Why? Why have a torture scene if you’re just going to downplay its seriousness and terrifying nature? The pain and fear shown on Wilson’s face is completely overlooked due to the sarcastic comments that directly follow. I understand that Deadpool is supposed to be a comedic character, and I understand that they needed to involve scenes of torture in order to accurately depict Deadpool’s origin story, but the way they went about mixing the two seems to me to be harming the audience more than anything else. The relaxed approach to torture (“No it’s okay! He got super powers out of it!”) and the “humorous” way in which it was downplayed serves only to desensitize the public to the real and horrendous torture that actually exists in our world. Those being tortured in our reality are not making snappy comebacks and they certainly do not have cheery music playing in the background.
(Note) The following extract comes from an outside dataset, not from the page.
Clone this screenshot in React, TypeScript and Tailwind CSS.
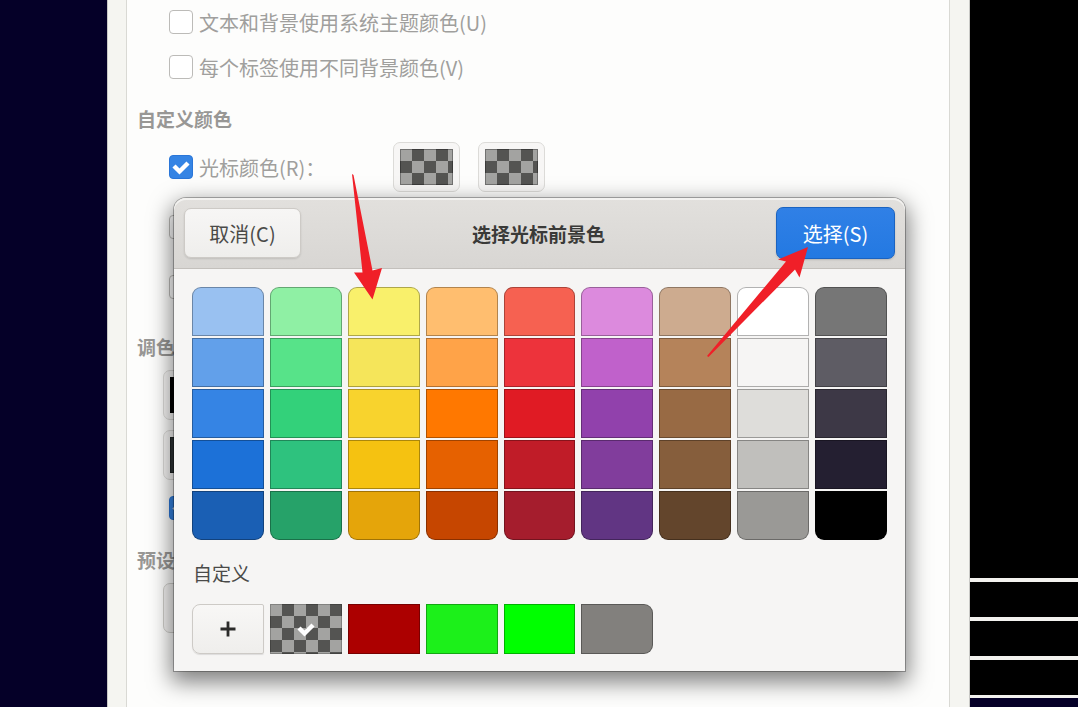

By showing this strange mix of humor and torture, Marvel and Fox only serve to assist in the trend of media downplaying real issues that plague our world today. The methods of torture that are seen in the movie become normal, just another passing scene.

This is very harmful to our society. Once we become desensitized to horror and torture, it no longer becomes an issue that needs to be adamantly fought against. It is only a subject that is glossed over and almost glorified in superhero movies. The reality of these actions and that they are committed everyday is lost, and we become blind to those who need our help and action.